O kızların hayatını tarikatlardan kurtarmaya çalışmışlardır. Onlar da ille hocam da hocam deyip sonra ya hapse girdi, ya kaçtı, ya da öldü. Bu kadar büyük goygoy yok amk. ikna odaları dediği zamanlar, feto ve tüm tarikatların, merdiven altı veya saklı yerlerde köylü çocuklarını kendine köle gibi yetiştirdiği zamanlar. Özgürlük çok umursuyorsa solcular, Atatürkçülerin yanında yer almalıydı.
Yüzlerce yıl şeriat baskısı yap, kadınlar evden çıkamaz, erkeklerle bir yerde olamaz de.
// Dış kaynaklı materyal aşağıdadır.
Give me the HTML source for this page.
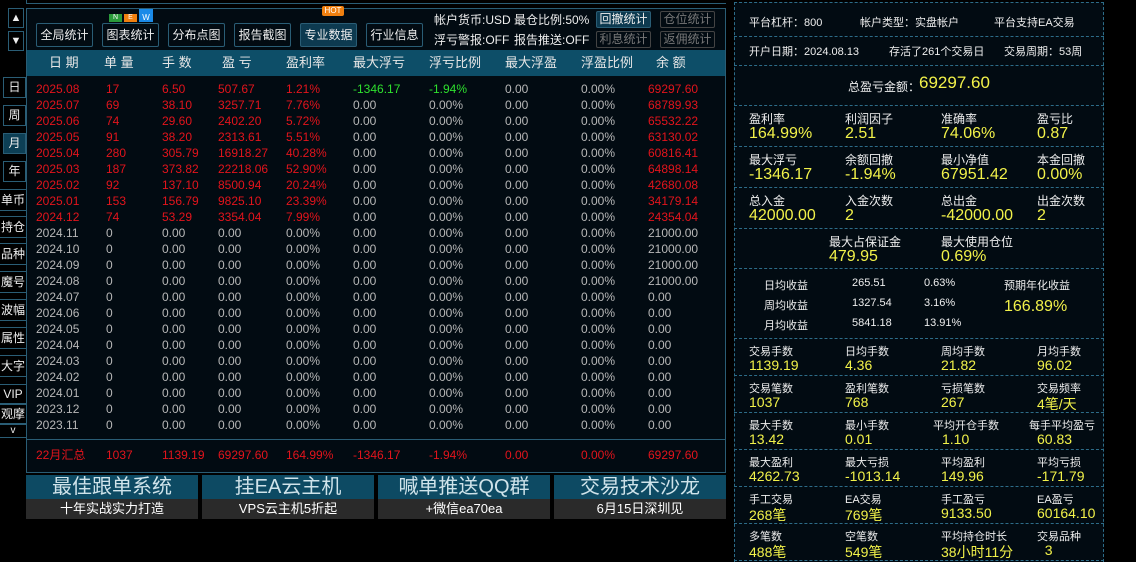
<!DOCTYPE html>
<html><head><meta charset="utf-8">
<style>
*{margin:0;padding:0;box-sizing:border-box}
body{width:1136px;height:562px;background:#000;position:relative;overflow:hidden;font-family:"Liberation Sans","Noto Sans CJK SC",sans-serif;font-size:12px;color:#ddd}
div,span{white-space:nowrap}
.a{position:absolute}
.btn{position:absolute;border:1px solid #2a5d75;border-radius:2px;background:#020b12;color:#eee;font-size:12px;text-align:center}
.side{position:absolute;left:3px;width:23px;border:1px solid #2a5d75;color:#eee;text-align:center;font-size:12px;background:#000}
.sd2{position:absolute;left:0;width:26px;border-top:1px solid #2a5d75;border-bottom:1px solid #2a5d75;color:#eee;text-align:center;font-size:12px;height:22px;line-height:20px}
.r{color:#e3141c}.g{color:#b8b8b8}.gr{color:#2ee02e}
.row{position:absolute;left:36px;width:680px;height:16px;line-height:16px;font-size:12px}
.row span{position:absolute;top:0}
.rp{position:absolute;left:734px;width:370px;border-bottom:1px dashed #2d6c88}
.lbl{position:absolute;font-size:12px;color:#eee}
.val{position:absolute;font-size:16px;color:#f2f24a}
.ban{position:absolute;top:475px;width:172px;height:44px}
.ban .t{height:24px;background:#0d4a63;color:#cfe3ea;font-size:20px;line-height:24px;text-align:center}
.ban .b{height:20px;background:#2a2a2a;color:#fff;font-size:13px;line-height:20px;text-align:center}
</style></head><body>
<div class="a" style="left:26px;top:0;width:700px;height:4px;border-bottom:1px solid #2a5d75;border-left:1px solid #2a5d75"></div>
<div class="a" style="left:26px;top:8px;width:700px;height:465px;border:1px solid #2a5d75;background:#020b12"></div>
<div class="a" style="left:27px;top:50px;width:698px;height:26px;background:#0d4e68"></div>
<div class="a" style="left:27px;top:439px;width:698px;height:1px;background:#2a5d75"></div>
<div class="side" style="left:8px;top:8px;width:16px;height:20px;line-height:18px;font-size:11px">▲</div>
<div class="side" style="left:8px;top:31px;width:16px;height:20px;line-height:18px;font-size:11px">▼</div>
<div class="side" style="top:77px;height:21px;line-height:19px">日</div>
<div class="side" style="top:105px;height:21px;line-height:19px">周</div>
<div class="side" style="top:133px;height:21px;line-height:19px;background:#0d3f55">月</div>
<div class="side" style="top:161px;height:21px;line-height:19px">年</div>
<div class="sd2" style="top:189px">单币</div>
<div class="sd2" style="top:216px">持仓</div>
<div class="sd2" style="top:243px">品种</div>
<div class="sd2" style="top:271px">魔号</div>
<div class="sd2" style="top:299px">波幅</div>
<div class="sd2" style="top:327px">属性</div>
<div class="sd2" style="top:355px">大字</div>
<div class="sd2" style="top:384px;height:20px;line-height:18px">VIP</div>
<div class="sd2" style="top:404px;height:20px;line-height:18px">观摩</div>
<div class="sd2" style="top:424px;height:14px;line-height:12px;font-size:10px">v</div>
<div class="btn" style="left:36px;top:23px;width:57px;height:24px;line-height:22px">全局统计</div>
<div class="btn" style="left:102px;top:23px;width:57px;height:24px;line-height:22px">图表统计</div>
<div class="a" style="left:109px;top:14px;width:13px;height:8px;background:#2a9a3a;color:#fff;font-size:7px;line-height:8px;text-align:center">N</div>
<div class="a" style="left:124px;top:14px;width:13px;height:8px;background:#f08010;color:#fff;font-size:7px;line-height:8px;text-align:center">E</div>
<div class="a" style="left:139px;top:9px;width:14px;height:13px;background:#1a8ae8;color:#fff;font-size:8px;line-height:17px;text-align:center">W</div>
<div class="btn" style="left:168px;top:23px;width:57px;height:24px;line-height:22px">分布点图</div>
<div class="btn" style="left:234px;top:23px;width:57px;height:24px;line-height:22px">报告截图</div>
<div class="btn" style="left:300px;top:23px;width:57px;height:24px;line-height:22px;background:#0d3a50">专业数据</div>
<div class="a" style="left:322px;top:6px;width:22px;height:10px;background:#f08010;color:#fff;font-size:8px;line-height:10px;text-align:center;border-radius:2px">HOT</div>
<div class="btn" style="left:366px;top:23px;width:57px;height:24px;line-height:22px">行业信息</div>
<div class="a" style="left:434px;top:11px;color:#eee">帐户货币:USD</div>
<div class="a" style="left:514px;top:11px;color:#eee">最仓比例:50%</div>
<div class="a" style="left:434px;top:31px;color:#eee">浮亏警报:OFF</div>
<div class="a" style="left:514px;top:31px;color:#eee">报告推送:OFF</div>
<div class="btn" style="left:596px;top:11px;width:55px;height:17px;line-height:15px;background:#0d3a50">回撤统计</div>
<div class="btn" style="left:660px;top:11px;width:55px;height:17px;line-height:15px;color:#777;border-color:#444">仓位统计</div>
<div class="btn" style="left:596px;top:31px;width:55px;height:17px;line-height:15px;color:#777;border-color:#444">利息统计</div>
<div class="btn" style="left:660px;top:31px;width:55px;height:17px;line-height:15px;color:#777;border-color:#444">返佣统计</div>
<div class="row" style="top:55px;color:#e6e6e6;font-size:13px">
<span style="left:13px">日 期</span><span style="left:68px">单 量</span><span style="left:126px">手 数</span><span style="left:186px">盈 亏</span><span style="left:250px">盈利率</span><span style="left:317px">最大浮亏</span><span style="left:393px">浮亏比例</span><span style="left:469px">最大浮盈</span><span style="left:545px">浮盈比例</span><span style="left:620px">余 额</span>
</div>
<div id="rows"></div>
<div class="row r" style="top:447px">
<span style="left:0">22月汇总</span><span style="left:70px">1037</span><span style="left:126px">1139.19</span><span style="left:182px">69297.60</span><span style="left:250px">164.99%</span><span style="left:317px">-1346.17</span><span style="left:393px">-1.94%</span><span style="left:469px">0.00</span><span style="left:545px">0.00%</span><span style="left:612px">69297.60</span>
</div>
<div class="ban" style="left:26px"><div class="t">最佳跟单系统</div><div class="b">十年实战实力打造</div></div>
<div class="ban" style="left:202px"><div class="t">挂EA云主机</div><div class="b">VPS云主机5折起</div></div>
<div class="ban" style="left:378px"><div class="t">喊单推送QQ群</div><div class="b">+微信ea70ea</div></div>
<div class="ban" style="left:554px"><div class="t">交易技术沙龙</div><div class="b">6月15日深圳见</div></div>
<div class="a" style="left:734px;top:2px;width:370px;height:560px;border-left:1px dashed #2d6c88;border-right:1px dashed #2d6c88;border-top:1px dashed #2d6c88;background:#020b12"></div>
<div class="rp" style="top:2px;height:35px"></div>
<div class="rp" style="top:37px;height:29px"></div>
<div class="rp" style="top:66px;height:40px"></div>
<div class="rp" style="top:106px;height:41px"></div>
<div class="rp" style="top:147px;height:41px"></div>
<div class="rp" style="top:188px;height:41px"></div>
<div class="rp" style="top:229px;height:40px"></div>
<div class="rp" style="top:269px;height:70px"></div>
<div class="rp" style="top:339px;height:37px"></div>
<div class="rp" style="top:376px;height:37px"></div>
<div class="rp" style="top:413px;height:37px"></div>
<div class="rp" style="top:450px;height:37px"></div>
<div class="rp" style="top:487px;height:37px"></div>
<div class="rp" style="top:524px;height:37px"></div>
<div class="lbl" style="left:749px;top:14px;font-size:11px">平台杠杆：800</div>
<div class="lbl" style="left:860px;top:14px;font-size:11px">帐户类型：实盘帐户</div>
<div class="lbl" style="left:994px;top:14px;font-size:11px">平台支持EA交易</div>
<div class="lbl" style="left:749px;top:43px;font-size:11px">开户日期：2024.08.13</div>
<div class="lbl" style="left:889px;top:43px;font-size:11px">存活了261个交易日</div>
<div class="lbl" style="left:1004px;top:43px;font-size:11px">交易周期：53周</div>
<div class="lbl" style="left:848px;top:78px">总盈亏金额：</div>
<div class="val" style="left:919px;top:73px;font-size:17px">69297.60</div>
<div id="grid"></div>
<div class="lbl" style="left:829px;top:233px">最大占保证金</div><div class="val" style="left:829px;top:248px">479.95</div>
<div class="lbl" style="left:941px;top:233px">最大使用仓位</div><div class="val" style="left:941px;top:248px">0.69%</div>
<div class="lbl" style="left:764px;top:277px;font-size:11px">日均收益</div><div class="lbl" style="left:852px;top:277px;font-size:11px">265.51</div><div class="lbl" style="left:924px;top:277px;font-size:11px">0.63%</div>
<div class="lbl" style="left:764px;top:297px;font-size:11px">周均收益</div><div class="lbl" style="left:852px;top:297px;font-size:11px">1327.54</div><div class="lbl" style="left:924px;top:297px;font-size:11px">3.16%</div>
<div class="lbl" style="left:764px;top:317px;font-size:11px">月均收益</div><div class="lbl" style="left:852px;top:317px;font-size:11px">5841.18</div><div class="lbl" style="left:924px;top:317px;font-size:11px">13.91%</div>
<div class="lbl" style="left:1004px;top:277px;font-size:11px">预期年化收益</div>
<div class="val" style="left:1004px;top:298px">166.89%</div>
<script>
var d=[["2025.08","17","6.50","507.67","1.21%","-1346.17","-1.94%","69297.60"],["2025.07","69","38.10","3257.71","7.76%","","","68789.93"],["2025.06","74","29.60","2402.20","5.72%","","","65532.22"],["2025.05","91","38.20","2313.61","5.51%","","","63130.02"],["2025.04","280","305.79","16918.27","40.28%","","","60816.41"],["2025.03","187","373.82","22218.06","52.90%","","","64898.14"],["2025.02","92","137.10","8500.94","20.24%","","","42680.08"],["2025.01","153","156.79","9825.10","23.39%","","","34179.14"],["2024.12","74","53.29","3354.04","7.99%","","","24354.04"]];
var z=["2024.11","2024.10","2024.09","2024.08","2024.07","2024.06","2024.05","2024.04","2024.03","2024.02","2024.01","2023.12","2023.11"];
var bal={"2024.11":"21000.00","2024.10":"21000.00","2024.09":"21000.00","2024.08":"21000.00"};
var L=[0,70,126,182,250,317,393,469,545,612],h="";
d.forEach(function(r,i){var t=89+i*16;h+='<div class="row" style="top:'+(t-8)+'px">';
var v=[r[0],r[1],r[2],r[3],r[4],r[5]||"0.00",r[6]||"0.00%","0.00","0.00%",r[7]];
v.forEach(function(x,j){var c=(j<5||j==9)?"r":"g";if(i==0&&(j==5||j==6))c="gr";h+='<span class="'+c+'" style="left:'+L[j]+'px">'+x+'</span>';});h+='</div>';});
z.forEach(function(m,k){var t=89+(k+9)*16;h+='<div class="row g" style="top:'+(t-8)+'px">';
var v=[m,"0","0.00","0.00","0.00%","0.00","0.00%","0.00","0.00%",bal[m]||"0.00"];
v.forEach(function(x,j){h+='<span style="left:'+L[j]+'px">'+x+'</span>';});h+='</div>';});
document.getElementById("rows").innerHTML=h;
var g=[[110,[["盈利率","164.99%"],["利润因子","2.51"],["准确率","74.06%"],["盈亏比","0.87"]]],
[151,[["最大浮亏","-1346.17"],["余额回撤","-1.94%"],["最小净值","67951.42"],["本金回撤","0.00%"]]],
[192,[["总入金","42000.00"],["入金次数","2"],["总出金","-42000.00"],["出金次数","2"]]]];
var X=[749,845,941,1037],s="";
g.forEach(function(r){r[1].forEach(function(c,j){s+='<div class="lbl" style="left:'+X[j]+'px;top:'+r[0]+'px">'+c[0]+'</div><div class="val" style="left:'+X[j]+'px;top:'+(r[0]+15)+'px">'+c[1]+'</div>';});});
var g2=[[343,[["交易手数","1139.19"],["日均手数","4.36"],["周均手数","21.82"],["月均手数","96.02"]]],
[380,[["交易笔数","1037"],["盈利笔数","768"],["亏损笔数","267"],["交易频率","4笔/天"]]],
[417,[["最大手数","13.42"],["最小手数","0.01"],["平均开仓手数","1.10"],["每手平均盈亏","60.83"]]],
[454,[["最大盈利","4262.73"],["最大亏损","-1013.14"],["平均盈利","149.96"],["平均亏损","-171.79"]]],
[491,[["手工交易","268笔"],["EA交易","769笔"],["手工盈亏","9133.50"],["EA盈亏","60164.10"]]],
[528,[["多笔数","488笔"],["空笔数","549笔"],["平均持仓时长","38小时11分"],["交易品种","&nbsp;&nbsp;3"]]]];
g2.forEach(function(r){r[1].forEach(function(c,j){var lx=X[j],vx=X[j];if(c[0]=="平均开仓手数"){lx=933;vx=942}if(c[0]=="每手平均盈亏")lx=1029;
s+='<div class="lbl" style="left:'+lx+'px;top:'+r[0]+'px;font-size:11px">'+c[0]+'</div><div class="val" style="left:'+vx+'px;top:'+(r[0]+14)+'px;font-size:14px">'+c[1]+'</div>';});});
document.getElementById("grid").innerHTML=s;
</script>
</body></html>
Sonra birileri onlara hak versin , sen de sürekli türban diye diye zorla dini kuralları getirmeye çalış, sanki kadını engelleyen sen değilmiş gibi. Dincinin yüzsüzlüğü çekilmiyor. Hayır kardeşim sağcısı da solcusu da aynı falan değil. Bitmek bilmeyen saplantilari ve kibirleri yüzünden yaptığı kötülüğü de görmüyorlar.